━━━━━ GIVEN INFORMATION ━━━━━

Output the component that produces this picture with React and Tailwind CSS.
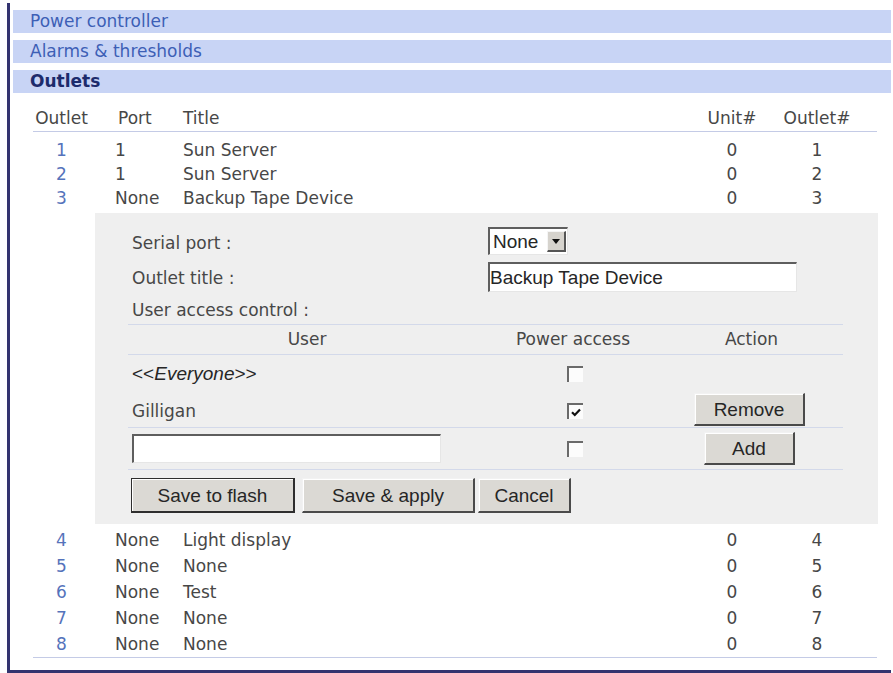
import React from 'react';

const topRows = [
  { outlet: 1, port: '1', title: 'Sun Server', unit: 0, num: 1 },
  { outlet: 2, port: '1', title: 'Sun Server', unit: 0, num: 2 },
  { outlet: 3, port: 'None', title: 'Backup Tape Device', unit: 0, num: 3 },
];

const bottomRows = [
  { outlet: 4, port: 'None', title: 'Light display', unit: 0, num: 4 },
  { outlet: 5, port: 'None', title: 'None', unit: 0, num: 5 },
  { outlet: 6, port: 'None', title: 'Test', unit: 0, num: 6 },
  { outlet: 7, port: 'None', title: 'None', unit: 0, num: 7 },
  { outlet: 8, port: 'None', title: 'None', unit: 0, num: 8 },
];

const cols = 'grid grid-cols-[57px_93px_517px_64px_106px] items-center';
const ctl = "font-['Liberation_Sans',Arial,sans-serif] text-[19px] text-[#262626]";

const OutletRow = ({ r, tall }) => (
  <div className={`${cols} ${tall ? 'h-[26px]' : 'h-[24px]'}`}>
    <span className="text-center text-[#5573bb]">{r.outlet}</span>
    <span className="pl-[25px]">{r.port}</span>
    <span>{r.title}</span>
    <span className="text-center">{r.unit}</span>
    <span className="text-center">{r.num}</span>
  </div>
);

const Checkbox = ({ checked }) => (
  <span className="inline-flex h-[16px] w-[16px] items-center justify-center border-t-2 border-l-2 border-t-[#6a6a6a] border-l-[#6a6a6a] bg-[#fcfcfc]">
    {checked && (
      <svg width="10" height="9" viewBox="0 0 10 9">
        <path d="M1 4.2 L3.8 7 L9 1.5" fill="none" stroke="#111" strokeWidth="2.2" />
      </svg>
    )}
  </span>
);

const Button = ({ children, className = '', primary }) => (
  <button
    className={`flex items-center justify-center bg-[#dbd9d4] shadow-[inset_1px_1px_0_#ffffff] ${ctl} ${
      primary
        ? 'border-t border-l border-r-2 border-b-2 border-[#2e2e2e]'
        : 'border-t border-l border-r-2 border-b-2 border-t-[#f2f2f2] border-l-[#f2f2f2] border-r-[#4a4a4a] border-b-[#4a4a4a]'
    } ${className}`}
  >
    {children}
  </button>
);

const NavBar = ({ children, active, last }) => (
  <div
    className={`flex h-[23px] items-center bg-[#c8d4f5] pl-[17px] ${last ? '' : 'mb-[7px]'} ${
      active ? 'font-bold text-[#1d2b6c]' : 'text-[#3d5fb6]'
    }`}
  >
    {children}
  </div>
);

const App = () => {
  return (
    <div className="h-[673px] w-[893px] overflow-hidden bg-white font-['DejaVu_Sans',Verdana,sans-serif] text-[17px] leading-none text-[#474747]">
      <div className="ml-[7px] mt-[3px] h-[670px] w-[884px] border-b-[3px] border-l-[3px] border-[#33336f] pl-[3px] pt-[7px]">
        {/* Section bars */}
        <NavBar>Power controller</NavBar>
        <NavBar>Alarms &amp; thresholds</NavBar>
        <NavBar active last>Outlets</NavBar>

        {/* Outlets table */}
        <div className="ml-[20px] w-[844px]">
          <div className={`${cols} mt-[13px] h-[26px] border-b border-[#c4cbe6]`}>
            <span className="text-center">Outlet</span>
            <span className="pl-[28px]">Port</span>
            <span>Title</span>
            <span className="text-center">Unit#</span>
            <span className="text-center">Outlet#</span>
          </div>

          <div className="mt-[6px]">
            {topRows.map((r) => (
              <OutletRow key={r.outlet} r={r} />
            ))}
          </div>

          {/* Edit panel for outlet 3 */}
          <div className="ml-[62px] mt-[3px] w-[783px] bg-[#efefef] pb-[11px] pl-[33px] pt-[14px]">
            <div className="flex h-[28px] items-center">
              <span className="w-[360px] pl-[4px] pt-[4px]">Serial port :</span>
              <div className="flex h-[28px] w-[80px] items-center border-t-2 border-l-2 border-t-[#5e5e5e] border-l-[#5e5e5e] border-r border-b border-r-[#e6e6e6] border-b-[#e6e6e6] bg-white">
                <span className={`flex-1 pl-[3px] ${ctl}`}>None</span>
                <span className="mr-[1px] flex h-[21px] w-[19px] items-center justify-center border-t border-l border-r-2 border-b-2 border-t-[#f5f5f5] border-l-[#f5f5f5] border-r-[#555] border-b-[#555] bg-[#d6d3cd]">
                  <svg width="8" height="5" viewBox="0 0 8 5">
                    <path d="M0 0 H8 L4 5 Z" fill="#111" />
                  </svg>
                </span>
              </div>
            </div>

            <div className="mt-[7px] flex h-[30px] items-center">
              <span className="w-[360px] pl-[4px] pt-[2px]">Outlet title :</span>
              <div className={`flex h-[30px] w-[309px] items-center border-t-2 border-l-2 border-t-[#5e5e5e] border-l-[#5e5e5e] border-r border-b border-r-[#e6e6e6] border-b-[#e6e6e6] bg-white ${ctl}`}>
                Backup Tape Device
              </div>
            </div>

            <div className="flex h-[32px] items-center pl-[4px] pt-[4px]">User access control :</div>

            {/* User access table */}
            <div className="w-[715px]">
              <div className="grid h-[31px] grid-cols-[358px_174px_183px] items-center border-y border-[#d3d9ea] text-center">
                <span>User</span>
                <span>Power access</span>
                <span>Action</span>
              </div>

              <div className="grid h-[37px] grid-cols-[358px_174px_183px] items-center">
                <span className={`pl-[4px] ${ctl} text-[#3a3a3a]`}>
                  &lt;&lt;<i>Everyone</i>&gt;&gt;
                </span>
                <span className="flex justify-center pl-[4px]">
                  <Checkbox />
                </span>
                <span />
              </div>

              <div className="grid h-[36px] grid-cols-[358px_174px_183px] items-center border-b border-[#d3d9ea]">
                <span className="pl-[4px] pt-[3px]">Gilligan</span>
                <span className="flex justify-center pl-[4px] pt-[3px]">
                  <Checkbox checked />
                </span>
                <span className="flex justify-center pr-[4px]">
                  <Button className="h-[33px] w-[111px]">Remove</Button>
                </span>
              </div>

              <div className="grid h-[42px] grid-cols-[358px_174px_183px] items-center border-b border-[#d3d9ea]">
                <span className="pl-[4px]">
                  <div className="h-[29px] w-[309px] border-t-2 border-l-2 border-t-[#5e5e5e] border-l-[#5e5e5e] border-r border-b border-r-[#e6e6e6] border-b-[#e6e6e6] bg-white" />
                </span>
                <span className="flex justify-center pl-[4px]">
                  <Checkbox />
                </span>
                <span className="flex justify-center pr-[4px]">
                  <Button className="h-[33px] w-[91px]">Add</Button>
                </span>
              </div>
            </div>

            <div className="mt-[8px] flex h-[35px] pl-[3px]">
              <Button primary className="h-[35px] w-[164px]">Save to flash</Button>
              <Button className="ml-[7px] h-[35px] w-[173px]">Save &amp; apply</Button>
              <Button className="ml-[3px] h-[35px] w-[93px]">Cancel</Button>
            </div>
          </div>

          <div className="mt-[3px] border-b border-[#c4cbe6]">
            {bottomRows.map((r) => (
              <OutletRow key={r.outlet} r={r} tall />
            ))}
          </div>
        </div>
      </div>
    </div>
  );
};

export default App;
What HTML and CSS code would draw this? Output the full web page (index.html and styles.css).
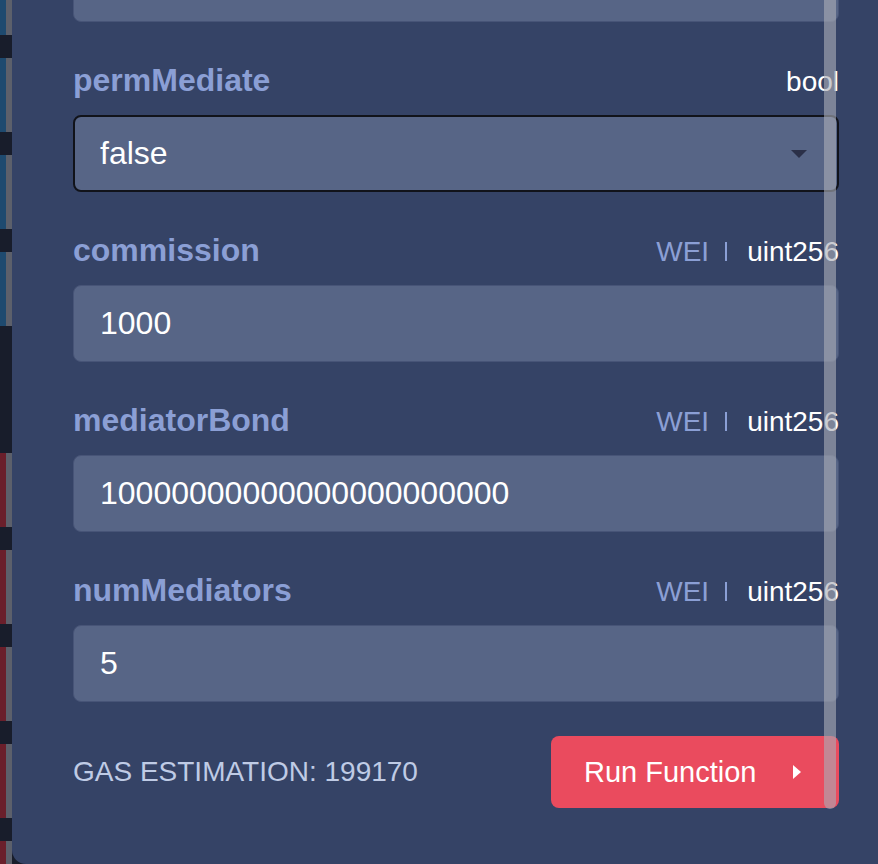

━━━━━

# GIVEN INSTRUCTION
Reproduce every entry word for word, but omit the pictures.

# OUTPUT BELOW
Output the component that produces this picture with React and Tailwind CSS.
import React from 'react';

const topRows = [
  { outlet: 1, port: '1', title: 'Sun Server', unit: 0, num: 1 },
  { outlet: 2, port: '1', title: 'Sun Server', unit: 0, num: 2 },
  { outlet: 3, port: 'None', title: 'Backup Tape Device', unit: 0, num: 3 },
];

const bottomRows = [
  { outlet: 4, port: 'None', title: 'Light display', unit: 0, num: 4 },
  { outlet: 5, port: 'None', title: 'None', unit: 0, num: 5 },
  { outlet: 6, port: 'None', title: 'Test', unit: 0, num: 6 },
  { outlet: 7, port: 'None', title: 'None', unit: 0, num: 7 },
  { outlet: 8, port: 'None', title: 'None', unit: 0, num: 8 },
];

const cols = 'grid grid-cols-[57px_93px_517px_64px_106px] items-center';
const ctl = "font-['Liberation_Sans',Arial,sans-serif] text-[19px] text-[#262626]";

const OutletRow = ({ r, tall }) => (
  <div className={`${cols} ${tall ? 'h-[26px]' : 'h-[24px]'}`}>
    <span className="text-center text-[#5573bb]">{r.outlet}</span>
    <span className="pl-[25px]">{r.port}</span>
    <span>{r.title}</span>
    <span className="text-center">{r.unit}</span>
    <span className="text-center">{r.num}</span>
  </div>
);

const Checkbox = ({ checked }) => (
  <span className="inline-flex h-[16px] w-[16px] items-center justify-center border-t-2 border-l-2 border-t-[#6a6a6a] border-l-[#6a6a6a] bg-[#fcfcfc]">
    {checked && (
      <svg width="10" height="9" viewBox="0 0 10 9">
        <path d="M1 4.2 L3.8 7 L9 1.5" fill="none" stroke="#111" strokeWidth="2.2" />
      </svg>
    )}
  </span>
);

const Button = ({ children, className = '', primary }) => (
  <button
    className={`flex items-center justify-center bg-[#dbd9d4] shadow-[inset_1px_1px_0_#ffffff] ${ctl} ${
      primary
        ? 'border-t border-l border-r-2 border-b-2 border-[#2e2e2e]'
        : 'border-t border-l border-r-2 border-b-2 border-t-[#f2f2f2] border-l-[#f2f2f2] border-r-[#4a4a4a] border-b-[#4a4a4a]'
    } ${className}`}
  >
    {children}
  </button>
);

const NavBar = ({ children, active, last }) => (
  <div
    className={`flex h-[23px] items-center bg-[#c8d4f5] pl-[17px] ${last ? '' : 'mb-[7px]'} ${
      active ? 'font-bold text-[#1d2b6c]' : 'text-[#3d5fb6]'
    }`}
  >
    {children}
  </div>
);

const App = () => {
  return (
    <div className="h-[673px] w-[893px] overflow-hidden bg-white font-['DejaVu_Sans',Verdana,sans-serif] text-[17px] leading-none text-[#474747]">
      <div className="ml-[7px] mt-[3px] h-[670px] w-[884px] border-b-[3px] border-l-[3px] border-[#33336f] pl-[3px] pt-[7px]">
        {/* Section bars */}
        <NavBar>Power controller</NavBar>
        <NavBar>Alarms &amp; thresholds</NavBar>
        <NavBar active last>Outlets</NavBar>

        {/* Outlets table */}
        <div className="ml-[20px] w-[844px]">
          <div className={`${cols} mt-[13px] h-[26px] border-b border-[#c4cbe6]`}>
            <span className="text-center">Outlet</span>
            <span className="pl-[28px]">Port</span>
            <span>Title</span>
            <span className="text-center">Unit#</span>
            <span className="text-center">Outlet#</span>
          </div>

          <div className="mt-[6px]">
            {topRows.map((r) => (
              <OutletRow key={r.outlet} r={r} />
            ))}
          </div>

          {/* Edit panel for outlet 3 */}
          <div className="ml-[62px] mt-[3px] w-[783px] bg-[#efefef] pb-[11px] pl-[33px] pt-[14px]">
            <div className="flex h-[28px] items-center">
              <span className="w-[360px] pl-[4px] pt-[4px]">Serial port :</span>
              <div className="flex h-[28px] w-[80px] items-center border-t-2 border-l-2 border-t-[#5e5e5e] border-l-[#5e5e5e] border-r border-b border-r-[#e6e6e6] border-b-[#e6e6e6] bg-white">
                <span className={`flex-1 pl-[3px] ${ctl}`}>None</span>
                <span className="mr-[1px] flex h-[21px] w-[19px] items-center justify-center border-t border-l border-r-2 border-b-2 border-t-[#f5f5f5] border-l-[#f5f5f5] border-r-[#555] border-b-[#555] bg-[#d6d3cd]">
                  <svg width="8" height="5" viewBox="0 0 8 5">
                    <path d="M0 0 H8 L4 5 Z" fill="#111" />
                  </svg>
                </span>
              </div>
            </div>

            <div className="mt-[7px] flex h-[30px] items-center">
              <span className="w-[360px] pl-[4px] pt-[2px]">Outlet title :</span>
              <div className={`flex h-[30px] w-[309px] items-center border-t-2 border-l-2 border-t-[#5e5e5e] border-l-[#5e5e5e] border-r border-b border-r-[#e6e6e6] border-b-[#e6e6e6] bg-white ${ctl}`}>
                Backup Tape Device
              </div>
            </div>

            <div className="flex h-[32px] items-center pl-[4px] pt-[4px]">User access control :</div>

            {/* User access table */}
            <div className="w-[715px]">
              <div className="grid h-[31px] grid-cols-[358px_174px_183px] items-center border-y border-[#d3d9ea] text-center">
                <span>User</span>
                <span>Power access</span>
                <span>Action</span>
              </div>

              <div className="grid h-[37px] grid-cols-[358px_174px_183px] items-center">
                <span className={`pl-[4px] ${ctl} text-[#3a3a3a]`}>
                  &lt;&lt;<i>Everyone</i>&gt;&gt;
                </span>
                <span className="flex justify-center pl-[4px]">
                  <Checkbox />
                </span>
                <span />
              </div>

              <div className="grid h-[36px] grid-cols-[358px_174px_183px] items-center border-b border-[#d3d9ea]">
                <span className="pl-[4px] pt-[3px]">Gilligan</span>
                <span className="flex justify-center pl-[4px] pt-[3px]">
                  <Checkbox checked />
                </span>
                <span className="flex justify-center pr-[4px]">
                  <Button className="h-[33px] w-[111px]">Remove</Button>
                </span>
              </div>

              <div className="grid h-[42px] grid-cols-[358px_174px_183px] items-center border-b border-[#d3d9ea]">
                <span className="pl-[4px]">
                  <div className="h-[29px] w-[309px] border-t-2 border-l-2 border-t-[#5e5e5e] border-l-[#5e5e5e] border-r border-b border-r-[#e6e6e6] border-b-[#e6e6e6] bg-white" />
                </span>
                <span className="flex justify-center pl-[4px]">
                  <Checkbox />
                </span>
                <span className="flex justify-center pr-[4px]">
                  <Button className="h-[33px] w-[91px]">Add</Button>
                </span>
              </div>
            </div>

            <div className="mt-[8px] flex h-[35px] pl-[3px]">
              <Button primary className="h-[35px] w-[164px]">Save to flash</Button>
              <Button className="ml-[7px] h-[35px] w-[173px]">Save &amp; apply</Button>
              <Button className="ml-[3px] h-[35px] w-[93px]">Cancel</Button>
            </div>
          </div>

          <div className="mt-[3px] border-b border-[#c4cbe6]">
            {bottomRows.map((r) => (
              <OutletRow key={r.outlet} r={r} tall />
            ))}
          </div>
        </div>
      </div>
    </div>
  );
};

export default App;
What HTML and CSS code would draw this? Output the full web page (index.html and styles.css).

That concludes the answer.